▶ [Requirement]: Here are some records; quote them exactly, leaving out the pictures.

(Pages as source code)
╭──

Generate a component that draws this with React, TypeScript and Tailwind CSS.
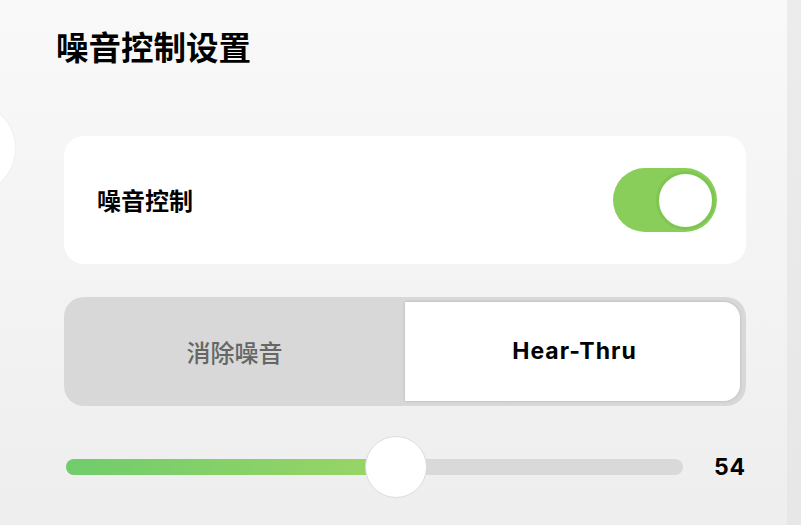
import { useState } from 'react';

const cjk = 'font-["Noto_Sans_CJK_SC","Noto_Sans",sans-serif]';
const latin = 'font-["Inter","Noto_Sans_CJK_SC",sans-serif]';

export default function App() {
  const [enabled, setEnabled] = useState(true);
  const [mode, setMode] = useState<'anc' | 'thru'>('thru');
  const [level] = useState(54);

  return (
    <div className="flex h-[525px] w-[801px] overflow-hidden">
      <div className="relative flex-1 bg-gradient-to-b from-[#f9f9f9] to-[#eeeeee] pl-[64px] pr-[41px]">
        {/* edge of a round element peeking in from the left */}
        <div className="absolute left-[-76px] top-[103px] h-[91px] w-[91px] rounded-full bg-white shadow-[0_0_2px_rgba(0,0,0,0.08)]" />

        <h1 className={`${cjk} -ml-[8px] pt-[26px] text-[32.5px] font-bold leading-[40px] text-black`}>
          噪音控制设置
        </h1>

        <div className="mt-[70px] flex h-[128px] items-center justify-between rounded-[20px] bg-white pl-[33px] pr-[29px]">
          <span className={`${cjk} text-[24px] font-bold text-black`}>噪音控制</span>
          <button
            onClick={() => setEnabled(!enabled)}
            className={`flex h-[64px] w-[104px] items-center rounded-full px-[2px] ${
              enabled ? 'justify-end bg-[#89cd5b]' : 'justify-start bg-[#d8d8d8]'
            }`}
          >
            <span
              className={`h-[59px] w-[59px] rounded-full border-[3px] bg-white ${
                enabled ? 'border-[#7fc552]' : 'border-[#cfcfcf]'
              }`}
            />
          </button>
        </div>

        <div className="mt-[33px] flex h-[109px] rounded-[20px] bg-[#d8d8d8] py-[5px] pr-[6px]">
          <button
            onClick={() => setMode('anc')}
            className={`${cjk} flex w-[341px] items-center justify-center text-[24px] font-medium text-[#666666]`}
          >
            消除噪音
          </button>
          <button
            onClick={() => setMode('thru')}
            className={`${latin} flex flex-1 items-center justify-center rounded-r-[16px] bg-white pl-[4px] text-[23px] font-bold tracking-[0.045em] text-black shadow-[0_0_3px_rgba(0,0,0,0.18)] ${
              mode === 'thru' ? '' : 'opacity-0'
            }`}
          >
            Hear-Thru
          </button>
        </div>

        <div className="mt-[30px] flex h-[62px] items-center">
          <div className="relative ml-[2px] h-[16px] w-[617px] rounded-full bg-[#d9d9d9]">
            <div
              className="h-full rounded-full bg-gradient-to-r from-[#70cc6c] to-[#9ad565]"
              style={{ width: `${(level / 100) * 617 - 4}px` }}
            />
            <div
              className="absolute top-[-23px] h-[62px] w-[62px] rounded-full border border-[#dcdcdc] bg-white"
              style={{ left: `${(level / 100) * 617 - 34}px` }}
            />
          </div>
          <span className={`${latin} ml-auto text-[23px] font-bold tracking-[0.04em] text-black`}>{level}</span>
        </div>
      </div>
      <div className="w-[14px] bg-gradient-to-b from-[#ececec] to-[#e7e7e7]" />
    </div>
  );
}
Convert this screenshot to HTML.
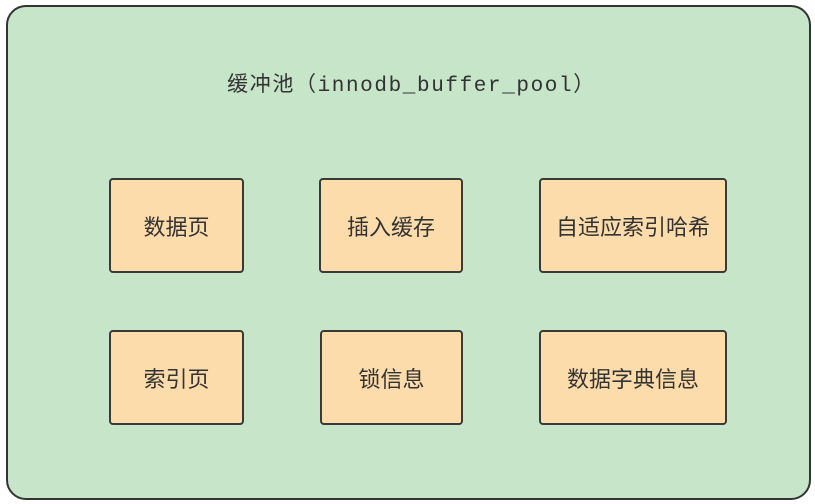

╰──

▶ [Exercise solution]:
Generate a component that draws this with React, TypeScript and Tailwind CSS.
import { useState } from 'react';

const cjk = 'font-["Noto_Sans_CJK_SC","Noto_Sans",sans-serif]';
const latin = 'font-["Inter","Noto_Sans_CJK_SC",sans-serif]';

export default function App() {
  const [enabled, setEnabled] = useState(true);
  const [mode, setMode] = useState<'anc' | 'thru'>('thru');
  const [level] = useState(54);

  return (
    <div className="flex h-[525px] w-[801px] overflow-hidden">
      <div className="relative flex-1 bg-gradient-to-b from-[#f9f9f9] to-[#eeeeee] pl-[64px] pr-[41px]">
        {/* edge of a round element peeking in from the left */}
        <div className="absolute left-[-76px] top-[103px] h-[91px] w-[91px] rounded-full bg-white shadow-[0_0_2px_rgba(0,0,0,0.08)]" />

        <h1 className={`${cjk} -ml-[8px] pt-[26px] text-[32.5px] font-bold leading-[40px] text-black`}>
          噪音控制设置
        </h1>

        <div className="mt-[70px] flex h-[128px] items-center justify-between rounded-[20px] bg-white pl-[33px] pr-[29px]">
          <span className={`${cjk} text-[24px] font-bold text-black`}>噪音控制</span>
          <button
            onClick={() => setEnabled(!enabled)}
            className={`flex h-[64px] w-[104px] items-center rounded-full px-[2px] ${
              enabled ? 'justify-end bg-[#89cd5b]' : 'justify-start bg-[#d8d8d8]'
            }`}
          >
            <span
              className={`h-[59px] w-[59px] rounded-full border-[3px] bg-white ${
                enabled ? 'border-[#7fc552]' : 'border-[#cfcfcf]'
              }`}
            />
          </button>
        </div>

        <div className="mt-[33px] flex h-[109px] rounded-[20px] bg-[#d8d8d8] py-[5px] pr-[6px]">
          <button
            onClick={() => setMode('anc')}
            className={`${cjk} flex w-[341px] items-center justify-center text-[24px] font-medium text-[#666666]`}
          >
            消除噪音
          </button>
          <button
            onClick={() => setMode('thru')}
            className={`${latin} flex flex-1 items-center justify-center rounded-r-[16px] bg-white pl-[4px] text-[23px] font-bold tracking-[0.045em] text-black shadow-[0_0_3px_rgba(0,0,0,0.18)] ${
              mode === 'thru' ? '' : 'opacity-0'
            }`}
          >
            Hear-Thru
          </button>
        </div>

        <div className="mt-[30px] flex h-[62px] items-center">
          <div className="relative ml-[2px] h-[16px] w-[617px] rounded-full bg-[#d9d9d9]">
            <div
              className="h-full rounded-full bg-gradient-to-r from-[#70cc6c] to-[#9ad565]"
              style={{ width: `${(level / 100) * 617 - 4}px` }}
            />
            <div
              className="absolute top-[-23px] h-[62px] w-[62px] rounded-full border border-[#dcdcdc] bg-white"
              style={{ left: `${(level / 100) * 617 - 34}px` }}
            />
          </div>
          <span className={`${latin} ml-auto text-[23px] font-bold tracking-[0.04em] text-black`}>{level}</span>
        </div>
      </div>
      <div className="w-[14px] bg-gradient-to-b from-[#ececec] to-[#e7e7e7]" />
    </div>
  );
}
Convert this screenshot to HTML.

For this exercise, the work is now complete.